Pasados más de tres meses desde la investidura presidencial, la pervivencia de Comey en el puesto parecía asegurada. Su férrea defensa de las pesquisas vinculadas a la trama rusa, encaminadas a desentrañar si hubo coordinación entre el entorno de Trump y la campaña lanzada por el Kremlin contra Hillary Clinton durante las elecciones, le hacían merecedor del respeto de sus agentes. Su principal punto de quiebra procedía precisamente de su tirante relación con Clinton. Pese a haber sido nombrado en 2013 por Barack Obama, su decisión de reabrir el caso de los correos privados de la candidata en octubre, a 11 días de las elecciones, fue considerada una traición. La propia Clinton atribuía a esta medida parte de su derrota.

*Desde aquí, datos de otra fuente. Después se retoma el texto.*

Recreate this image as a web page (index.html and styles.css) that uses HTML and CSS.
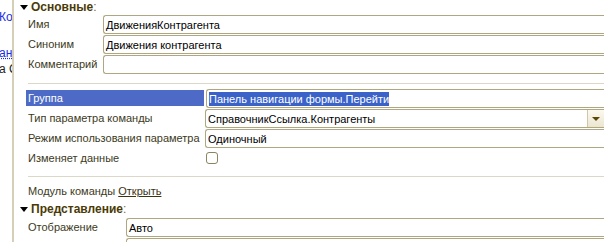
FILE: index.html
```html
<!doctype html>
<html>
<head>
<meta charset="utf-8">
<link rel="stylesheet" href="styles.css">
</head>
<body>
<div class="window">
  <div class="side">
    <div class="side-line link l1">Ко</div>
    <div class="side-line link l2">ан,</div>
    <div class="side-line l3">а С</div>
  </div>
  <div class="props">
    <div class="section-title"><span class="arrow"></span>Основные<span class="colon">:</span></div>

    <div class="row main">
      <div class="label">Имя</div>
      <div class="field">ДвиженияКонтрагента</div>
    </div>
    <div class="row main">
      <div class="label">Синоним</div>
      <div class="field">Движения контрагента</div>
    </div>
    <div class="row main">
      <div class="label">Комментарий</div>
      <div class="field"></div>
    </div>

    <div class="sep first-sep"></div>

    <div class="row cmd">
      <div class="label current">Группа</div>
      <div class="field"><span class="selected">Панель навигации формы.Перейти</span></div>
    </div>
    <div class="row cmd">
      <div class="label">Тип параметра команды</div>
      <div class="field combo">
        <span class="value">СправочникСсылка.Контрагенты</span>
        <span class="drop"><span class="tri"></span></span>
      </div>
    </div>
    <div class="row cmd">
      <div class="label">Режим использования параметра</div>
      <div class="field">Одиночный</div>
    </div>
    <div class="row cmd check-row">
      <div class="label">Изменяет данные</div>
      <div class="checkbox"></div>
    </div>

    <div class="sep"></div>

    <div class="module">Модуль команды <a class="open">Открыть</a></div>

    <div class="section-title second"><span class="arrow"></span>Представление<span class="colon">:</span></div>

    <div class="row view">
      <div class="label">Отображение</div>
      <div class="field">Авто</div>
    </div>
    <div class="row view">
      <div class="label">Подсказка</div>
      <div class="field"></div>
    </div>
  </div>
</div>
</body>
</html>
```

FILE: styles.css
```css
html, body {
    margin: 0;
    padding: 0;
    background: #ffffff;
}
body {
    font-family: "Liberation Sans", Arial, sans-serif;
    font-size: 11px;
    color: #000;
}
.window {
    display: flex;
    width: 604px;
    height: 242px;
    overflow: hidden;
}
.side {
    width: 12px;
    flex: none;
    border-right: 2px solid #d6cfb8;
    overflow: hidden;
    white-space: nowrap;
    font-size: 12px;
}
.side-line {
    height: 16px;
    line-height: 16px;
    margin-left: -1px;
}
.side .link {
    color: #1a2ee6;
}
.side .l1 {
    margin-top: 9px;
}
.side .l2 {
    margin-top: 20px;
    text-decoration: underline dotted;
}
.side .l3 {
    color: #222;
}
.props {
    flex: 1;
    padding-left: 3px;
    overflow: hidden;
}
.section-title {
    display: flex;
    align-items: center;
    height: 14px;
    font-size: 12px;
    font-weight: bold;
    color: #4a3a06;
    white-space: nowrap;
}
.section-title .colon {
    font-weight: normal;
    color: #7a6a40;
}
.arrow {
    width: 0;
    height: 0;
    margin: 0 3px;
    border-left: 4px solid transparent;
    border-right: 4px solid transparent;
    border-top: 5px solid #000;
}
.row {
    display: flex;
    align-items: center;
    height: 20px;
    padding-left: 11px;
    white-space: nowrap;
}
.label {
    flex: none;
    color: #3c3a22;
}
.main .label { width: 74px; }
.cmd .label { width: 174px; }
.view .label { width: 98px; }
.field {
    flex: 1;
    height: 19px;
    line-height: 18px;
    box-sizing: border-box;
    border: 1px solid #aea77f;
    border-right: none;
    border-radius: 3px 0 0 3px;
    padding-left: 2px;
    background: #fff;
    color: #000;
    overflow: hidden;
}
.main .field { margin-left: 1px; }
.cmd .field { margin-left: 3px; }
.cmd .label.current {
    background: #4d6bc6;
    color: #fff;
    height: 16px;
    line-height: 16px;
    margin-left: -2px;
    padding-left: 2px;
    width: 176px;
}
.cmd .label.current + .field { margin-left: 2px; }
.selected {
    background: #3a62c8;
    color: #fff;
    padding: 1px 0;
}
.combo {
    display: flex;
    align-items: stretch;
}
.combo .value { flex: 1; }
.drop {
    width: 16px;
    flex: none;
    display: flex;
    align-items: center;
    justify-content: center;
    border-left: 1px solid #cfc7a6;
    background: linear-gradient(#fbf9f0, #ece6d0);
}
.tri {
    width: 0;
    height: 0;
    border-left: 4px solid transparent;
    border-right: 4px solid transparent;
    border-top: 4px solid #5a4608;
    margin-top: 1px;
}
.checkbox {
    width: 12px;
    height: 12px;
    box-sizing: border-box;
    margin-left: 4px;
    border: 1px solid #8a8462;
    border-radius: 3px;
    background: #fff;
}
.sep {
    height: 1px;
    background: #dcd8c8;
    margin: 8px 0 4px 11px;
}
.sep.first-sep {
    margin-top: 9px;
}
.module {
    height: 20px;
    line-height: 20px;
    padding-left: 11px;
    color: #3c3a22;
    white-space: nowrap;
}
.open {
    color: #3c3310;
    text-decoration: underline;
}
.section-title.second {
    height: 16px;
}
.view .field { margin-left: 0; }
```
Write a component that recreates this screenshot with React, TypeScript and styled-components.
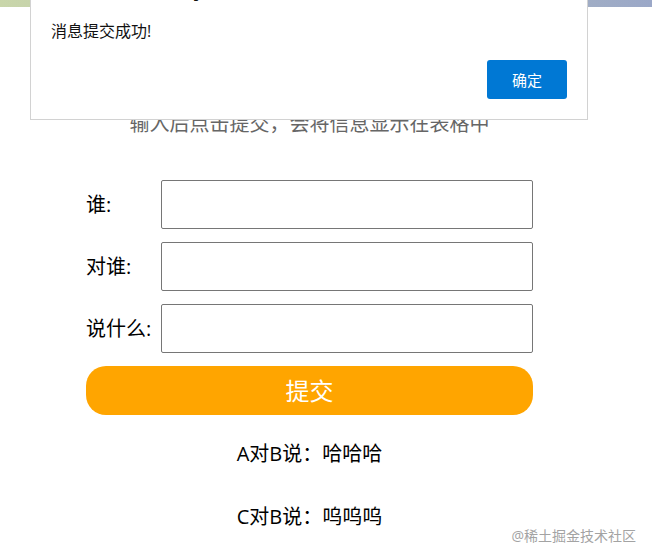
import React from 'react';
import styled, { createGlobalStyle } from 'styled-components';

const GlobalStyle = createGlobalStyle`
  body {
    margin: 0;
    background: #ffffff;
    font-family: "Open Sans", "Noto Sans CJK SC", sans-serif;
    color: #000;
  }
`;

const Page = styled.div`
  position: relative;
  min-height: 559px;
  overflow: hidden;
`;

const TopBar = styled.div`
  height: 7px;
  background: linear-gradient(to right, #c9d6aa 0%, #b4bfb8 50%, #9ba8c8 100%);
`;

const Main = styled.main`
  width: 447px;
  margin-left: 86px;
  padding-top: 102px;
`;

const Subtitle = styled.h2`
  margin: 0 0 41px;
  font-size: 20px;
  line-height: 30px;
  font-weight: 400;
  color: #666;
  text-align: center;
`;

const Form = styled.form`
  display: flex;
  flex-direction: column;
  gap: 13px;
`;

const Row = styled.div`
  display: flex;
  align-items: center;
`;

const Label = styled.label`
  width: 75px;
  flex: none;
  font-size: 20px;
  line-height: 28px;
  white-space: nowrap;
`;

const Input = styled.input`
  box-sizing: border-box;
  width: 372px;
  height: 49px;
  border: 1px solid #767676;
  border-radius: 2px;
  background: #fff;
  outline: none;
  padding: 0 8px;
  font-size: 18px;
`;

const SubmitButton = styled.button`
  height: 49px;
  padding: 0 0 3px;
  border: none;
  border-radius: 20px;
  background: #ffa500;
  color: #fff;
  font-family: inherit;
  font-size: 24px;
  cursor: pointer;
`;

const MessageList = styled.ul`
  list-style: none;
  margin: 7px 0 0;
  padding: 0;
`;

const MessageItem = styled.li`
  height: 63px;
  line-height: 63px;
  font-size: 20px;
  text-align: center;
`;

const Dialog = styled.div`
  position: absolute;
  top: -25px;
  left: 30px;
  box-sizing: border-box;
  width: 558px;
  height: 145px;
  padding: 6px 20px 0 20px;
  background: #fff;
  border: 1px solid #d2d2d2;
  display: flex;
  flex-direction: column;
`;

const DialogTitle = styled.div`
  font-size: 17px;
  line-height: 22px;
  font-weight: 700;
  color: #111;
  white-space: nowrap;
`;

const DialogText = styled.div`
  margin-top: 16px;
  font-size: 16px;
  line-height: 22px;
  color: #111;
`;

const DialogActions = styled.div`
  margin-top: 18px;
  display: flex;
  justify-content: flex-end;
`;

const ConfirmButton = styled.button`
  width: 80px;
  height: 39px;
  border: none;
  border-radius: 3px;
  background: #0078d4;
  color: #fff;
  font-family: inherit;
  font-size: 15px;
`;

const Watermark = styled.div`
  position: absolute;
  right: 16px;
  bottom: 14px;
  font-size: 14px;
  line-height: 18px;
  color: #a3a3a3;
  text-shadow: 0 0 1px #fff;
`;

const messages = [
  { from: 'A', to: 'B', text: '哈哈哈' },
  { from: 'C', to: 'B', text: '呜呜呜' },
];

const App: React.FC = () => {
  return (
    <Page>
      <GlobalStyle />
      <TopBar />
      <Main>
        <Subtitle>输入后点击提交，会将信息显示在表格中</Subtitle>
        <Form onSubmit={(e) => e.preventDefault()}>
          <Row>
            <Label>谁:</Label>
            <Input />
          </Row>
          <Row>
            <Label>对谁:</Label>
            <Input />
          </Row>
          <Row>
            <Label>说什么:</Label>
            <Input />
          </Row>
          <SubmitButton type="submit">提交</SubmitButton>
        </Form>
        <MessageList>
          {messages.map((m, i) => (
            <MessageItem key={i}>
              {m.from}对{m.to}说：{m.text}
            </MessageItem>
          ))}
        </MessageList>
      </Main>
      <Dialog>
        <DialogTitle>127.0.0.1:5500 显示</DialogTitle>
        <DialogText>消息提交成功!</DialogText>
        <DialogActions>
          <ConfirmButton>确定</ConfirmButton>
        </DialogActions>
      </Dialog>
      <Watermark>@稀土掘金技术社区</Watermark>
    </Page>
  );
};

export default App;
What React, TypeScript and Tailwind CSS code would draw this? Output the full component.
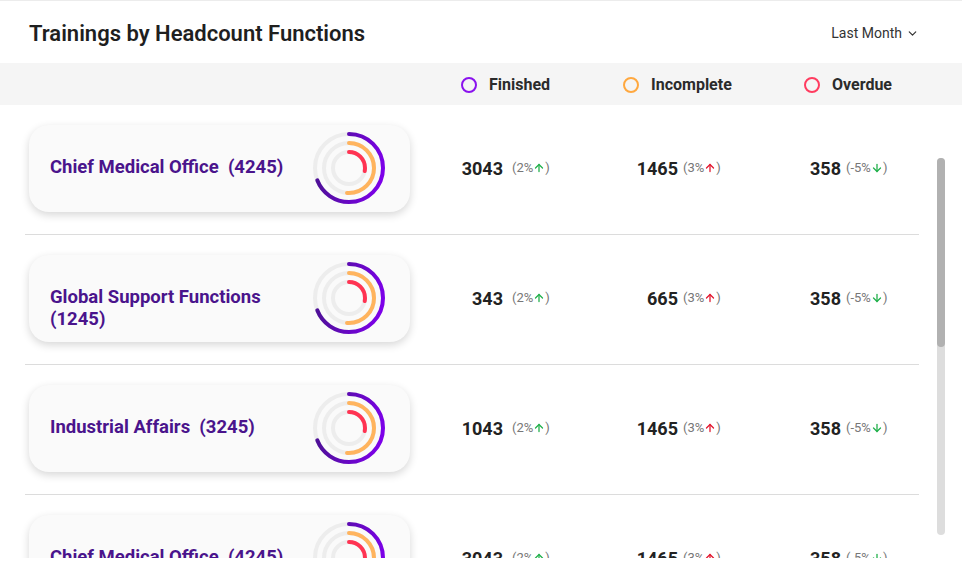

El presidente intentó aprovechar esta fractura a su favor. Justo el día en que el FBI reconocía que Comey había dado información falsa al Senado sobre los motivos de la reapertura del expediente de los correos, el mandatario anunció su defenestración. Parecía un castigo a sus errores al prestar testimonio. Pero el motivo del despido, para sorpresa general, no fueron las citadas equivocaciones, sino una resolución previa, en julio pasado, de instar el cierre del caso Clinton. Un paso que había sido amargamente criticado por Trump pero que había caído en el olvido.
El argumentario legal para destituirle, basado en que supuestamente suplantó el papel del Departamento de Justicia al ordenar el carpetazo, fue elaborado por el ayudante del fiscal general, Rod Rosenstein, y sirvió a su jefe, Jeff Sessions, para solicitar el mismo martes el despido.
La escenificación culminó con una durísima carta firmada por Trump. En el escrito, después de recordar que Comey le había exonerado tres veces de la investigación de la trama rusa, le calificaba de “incapaz” para dirigir el FBI. Como remate a esta humillación, el presidente envió a la sede de la agencia a un antiguo guardaespaldas con la misiva. Pero Comey estaba en Los Ángeles y se enteró de su despido por la televisión.
La abrupta maniobra levantó inmediatas sospechas. “La decisión del presidente de despedir al hombre que está a cargo de investigar la colusión con Rusia despierta la pregunta de si la Casa Blanca no está interfiriendo en una investigación criminal”, afirmó el congresista Adam B. Schiff, líder demócrata en el Comité de Inteligencia de la Cámara de Representantes. En esta línea, la oposición atacó al fiscal general por haber intervenido en el despido de Comey pese a estar inhabilitado para tratar cualquier asunto relacionado con la trama rusa debido a que mintió al Senado sobre sus reuniones con el legado de Vladímir Putin en Washington, Sergei Kislyak.
Otro punto negro fue el descubrimiento, negado vehementemente por la Casa Blanca, de que Comey, lejos de arredrarse ante las presiones, había solicitado la semana pasada un notable incremento de personal y recursos para la investigación. Y que la reunión, siempre según The New York Times y The Washington Post, la había mantenido con el ayudante del fiscal general, el mismo que días después le dio la puntilla.
Toda esta carga agudizó la sensación de crisis institucional en Washington. Deteriorada la confianza en el presidente y ante el riesgo de que el despido fuese utilizado para neutralizar el caso, los demócratas pidieron el nombramiento de un fiscal independiente o de un comité especial que blindase las pesquisas. La solicitud fue respaldada por unos pocos republicanos, entre ellos, el excandidato presidencial John McCain, y el presidente del Comité de Inteligencia del Senado, Ricard Burr.
Pero la plana mayor republicana se movilizó para frenar más deserciones. El vicepresidente, Mike Pence, pidió mantener la confianza en el FBI, y el líder de la mayoría republicana en el Senado, Mitch McConnell, desechó cualquier posibilidad de nombrar un investigador especial. El presidente, como ya es habitual, fue más lejos que ninguno.